Autant de questions qu’il faudra se poser avant de se lancer dans la création d’un véhicule capable de faire remporter un défi dans les temps. Les missions dans Banjo en effet étant chronométrées, c’est le temps qui détermine si la prestation du joueur mérite juste quelques notes de musiques, ou bien une belle pièce de puzzle. Si le record de temps est battu, le trophée T.T est débloqué. Au bout d’un certain nombre de trophées, c’est la pièce de puzzle bonus assurée. Autant dire qu’il en faudra du temps pour débloquer les 131 pièces du jeu ! Heureusement, la carte affiche de façon claire où en trouver, pour ne jamais avoir à chercher trop longtemps des défis à exécuter. Parfois, le SAJ impose ses propres véhicules pour une mission, et là, c’est tout de suite moins drôle. Souvent mal foutus, ces engins peuvent toutefois être trafiqués en temps réel (cela stoppe le chrono du défi) selon les préférences du joueur, de la même manière que les véhicules créés une fois lancés dans une mission. Attention dans ce mode cependant, il est impossible de rajouter des pièces de son garage, juste de modeler différemment la machine. De véritables Lego on vous disait. Les phases à pied deviennent donc obsolètes, d’autant plus que l’oiseau Kazooie a été déchu de tous ses anciens mouvements Nintendo-esques, puisque pour chaque terrain ou situation correspond un véhicule inventé par le joueur (ou non) qui répondra bien mieux que les jambes pataudes de Banjo. Seule la ville de Duelville, qui empêche de sélectionner ses propre engins pour se balader dedans, permet de retrouver les anciennes sensations des jeux de plate-forme d’antan. Heureusement, les salle de Gym de Boggy permet d’upgrader nos petits personnages adorés. Duelville abrite d’ailleurs pas mal de magasins, allant de la boutique permettant d’acheter des éléments de véhicules au Bingo Jinjo, en passant par la salle d’arcade de Klungo (qui propose un super jeu de plate-forme 2D à terminer d’ailleurs, si si) et bien d’autres enseignes encore.
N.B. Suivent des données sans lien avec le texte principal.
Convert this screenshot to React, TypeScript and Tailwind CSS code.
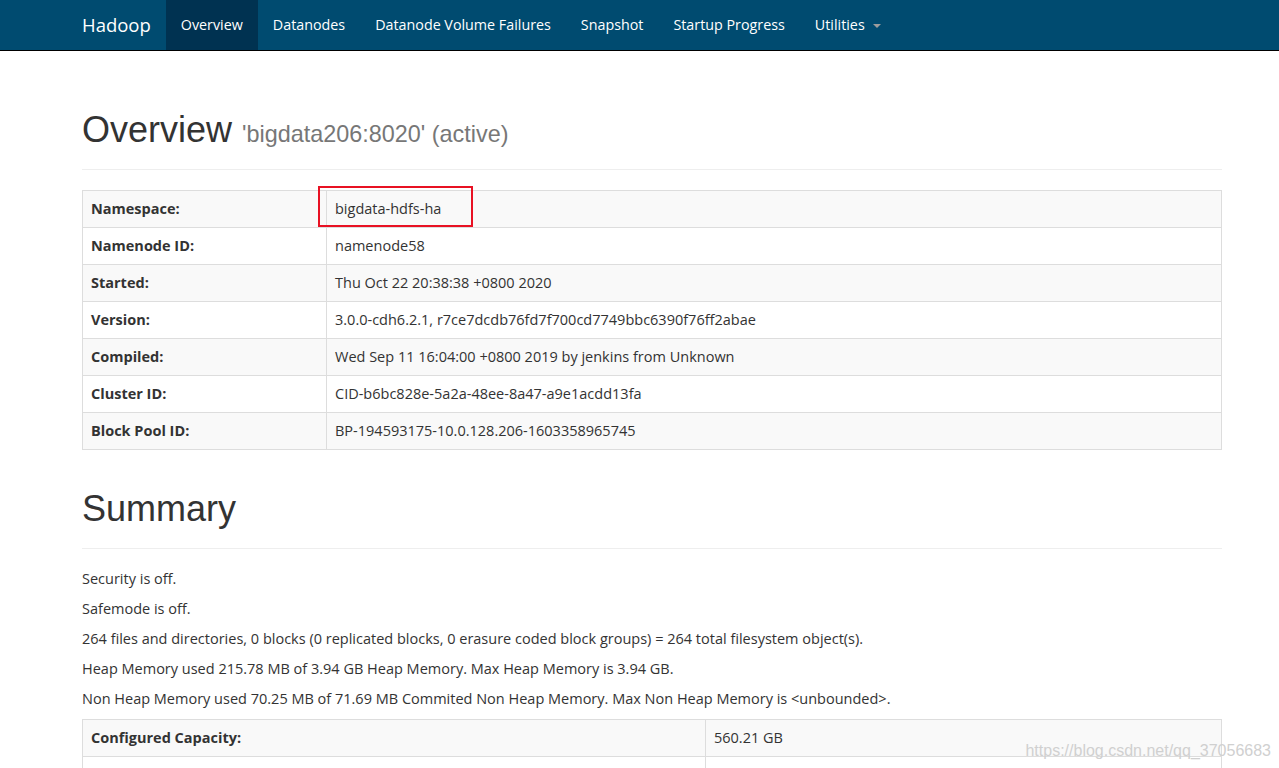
import { ReactNode } from 'react'

const navItems = ['Datanodes', 'Datanode Volume Failures', 'Snapshot', 'Startup Progress']

const overviewRows: [string, string][] = [
  ['Namespace:', 'bigdata-hdfs-ha'],
  ['Namenode ID:', 'namenode58'],
  ['Started:', 'Thu Oct 22 20:38:38 +0800 2020'],
  ['Version:', '3.0.0-cdh6.2.1, r7ce7dcdb76fd7f700cd7749bbc6390f76ff2abae'],
  ['Compiled:', 'Wed Sep 11 16:04:00 +0800 2019 by jenkins from Unknown'],
  ['Cluster ID:', 'CID-b6bc828e-5a2a-48ee-8a47-a9e1acdd13fa'],
  ['Block Pool ID:', 'BP-194593175-10.0.128.206-1603358965745'],
]

const summaryLines = [
  'Security is off.',
  'Safemode is off.',
  '264 files and directories, 0 blocks (0 replicated blocks, 0 erasure coded block groups) = 264 total filesystem object(s).',
  'Heap Memory used 215.78 MB of 3.94 GB Heap Memory. Max Heap Memory is 3.94 GB.',
  'Non Heap Memory used 70.25 MB of 71.69 MB Commited Non Heap Memory. Max Non Heap Memory is <unbounded>.',
]

function PageHeader({ children, top }: { children: ReactNode; top: string }) {
  return (
    <h1
      className={`${top} h-[60px] pb-[19px] mb-[20px] border-b border-[#eeeeee] text-[36px] leading-[40px] text-[#333333] font-normal whitespace-nowrap`}
      style={{ fontFamily: '"Liberation Sans", Arial, sans-serif' }}
    >
      {children}
    </h1>
  )
}

function InfoTable({ rows, labelWidth }: { rows: [string, string][]; labelWidth: string }) {
  return (
    <table className="w-full border-collapse border border-[#dddddd] text-[14.5px] leading-[20px] text-[#333333]">
      <tbody>
        {rows.map(([k, v], i) => (
          <tr key={i} className={i % 2 === 0 ? 'bg-[#f9f9f9]' : 'bg-white'}>
            <th className={`${labelWidth} h-[37px] border border-[#dddddd] px-2 py-2 text-left font-bold`}>{k}</th>
            <td className="h-[37px] border border-[#dddddd] px-2 py-2">{v}</td>
          </tr>
        ))}
      </tbody>
    </table>
  )
}

export default function App() {
  return (
    <div className="relative min-h-[768px] bg-white overflow-hidden" style={{ fontFamily: '"Open Sans", "Noto Sans", sans-serif' }}>
      {/* Navbar */}
      <nav className="h-[51px] bg-[#004b70] border-b border-black">
        <div className="ml-[67px] flex h-[50px] items-stretch text-white text-[14.3px]">
          <span className="px-[15px] flex items-center text-[18.5px]">Hadoop</span>
          <span className="px-[15px] flex items-center bg-[#003251]">Overview</span>
          {navItems.map((n) => (
            <span key={n} className="px-[15px] flex items-center">{n}</span>
          ))}
          <span className="px-[15px] flex items-center gap-[8px]">
            Utilities
            <span className="inline-block w-0 h-0 border-x-[4px] border-x-transparent border-t-[4px] border-t-[#9d9d9d] mt-[2px]" />
          </span>
        </div>
      </nav>

      <div className="ml-[82px] w-[1140px]">
        <PageHeader top="mt-[59px]">
          Overview{' '}
          <small className="text-[23.4px] leading-none text-[#777777]">'bigdata206:8020' (active)</small>
        </PageHeader>

        <div className="relative">
          <InfoTable rows={overviewRows} labelWidth="w-[244px]" />
          {/* highlight box */}
          <div className="absolute left-[236px] top-[-4px] w-[155px] h-[41px] border-2 border-[#e81123]" />
        </div>

        <PageHeader top="mt-[39px]">Summary</PageHeader>

        <div className="text-[14.5px] leading-[20px] text-[#333333]">
          {summaryLines.map((l) => (
            <p key={l} className="mb-[10px]">{l}</p>
          ))}
        </div>

        <InfoTable
          rows={[
            ['Configured Capacity:', '560.21 GB'],
            ['', ''],
          ]}
          labelWidth="w-[623px]"
        />
      </div>

      {/* watermark */}
      <div
        className="absolute right-[8px] top-[739px] text-[16px] text-[#d0d0d0]"
        style={{ fontFamily: '"Liberation Sans", Arial, sans-serif' }}
      >
        https://blog.csdn.net/qq_37056683
      </div>
    </div>
  )
}
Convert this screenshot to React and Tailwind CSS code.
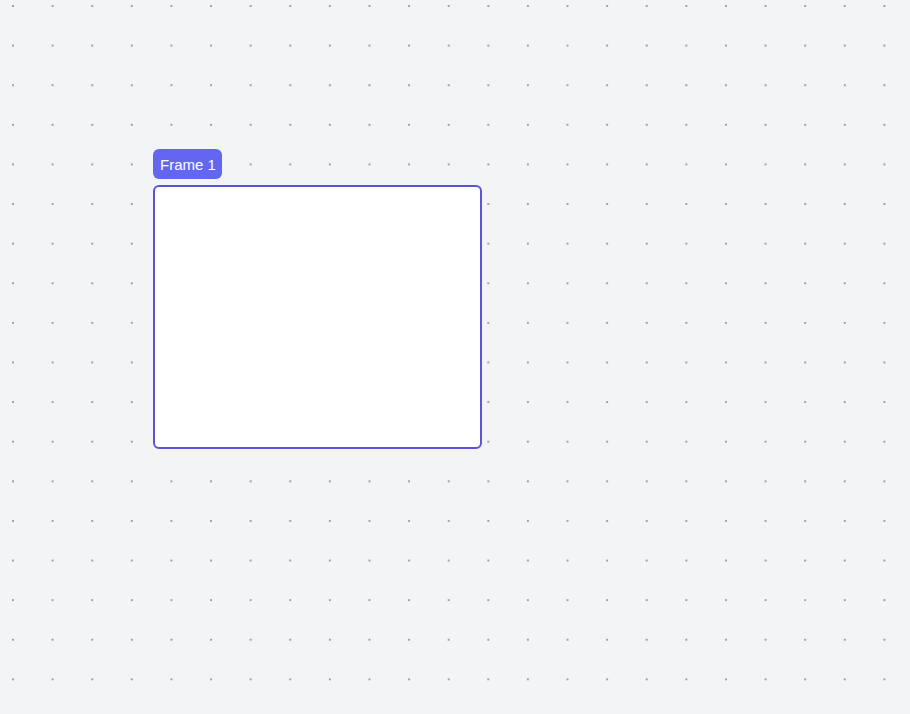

Toujours un truc à découvrir, toujours un défi à faire, Banjo Kazooie – Nuts & Bolts tient son rythme de son univers archi-travaillé et fouillé. Des Jinjos à libérer, des Minjos à enfermer, des codes à trouver, des endroits impossibles à découvrir pour récupérer des caisses, l’aventure regorge de ce type de quêtes annexes. Les modes multi-joueurs online comme offline sont en plus de la partie, histoire d’ajouter encore un peu d’heures à la durée de vie plus qu’honorable du jeu. Il est regrettable cependant de constater qu’il est impossible de paramétrer plus en détails les épreuves, découpées en différentes catégories (sport et course). Impossible par exemple de réduire le nombre de tours pour gagner, ou le nombre de points à avoir pour remporter l’épreuve de sumo. La bonne nouvelle en tout cas, c’est qu’il est possible de participer à ces épreuves avec ses propres véhicules. Difficile d’expliquer le plaisir que l’on ressent lorsque l’on bat ses adversaires humains avec le véhicule de chieur qui fume tout le monde, sorti tout droit de son esprit malade. Saluons enfin l’humour parfois corrosif de Rare, matérialisé dans les niveaux par des éléments anodins mais ravageurs (copyright des DVD de la console de jeu, panneaux LCD dans le Colisée, questions à poser à la taupe, et plus encore). Le SAJ se moque de l’industrie du jeu vidéo, Kazooie rappelle que Ghoulies (ancien jeu de Rare, sur Xbox) a fait un flop. Le soft de Rare, sous sa couche colorée et humoristique, cache en fait une véritable réflexion sur le jeu de plate-forme, et le jeu vidéo en général. Comme si derrière le cynisme de Kazooie et du SAJ, en plus du petit jeu d’arcade de Klungo aux règles minimalistes, se cachait en fait l’amertume de Rare non-pas de ne plus être dans l’âge d’or du jeu vidéo, mais de faire des jeux qui n’ont parfois aucune chance face à des FPS plus efficaces qu’originaux. Heureusement pour nous, Banjo a des Nuts de Mammouth, et nous propose une aventure hybride huilée et chromée. Sans coup de pompe, un coup de cœur.
+
- Beaucoup d’éléments de véhicules
- Des niveaux gigantesques et souvent déjantés
- L’humour et l’autodérision à tomber
- Fluide malgré la myriade d’éléments animés
- Durée de vie exemplaire
- Magnifique et enchanteur
- Un vrai jeu original sans être minimaliste !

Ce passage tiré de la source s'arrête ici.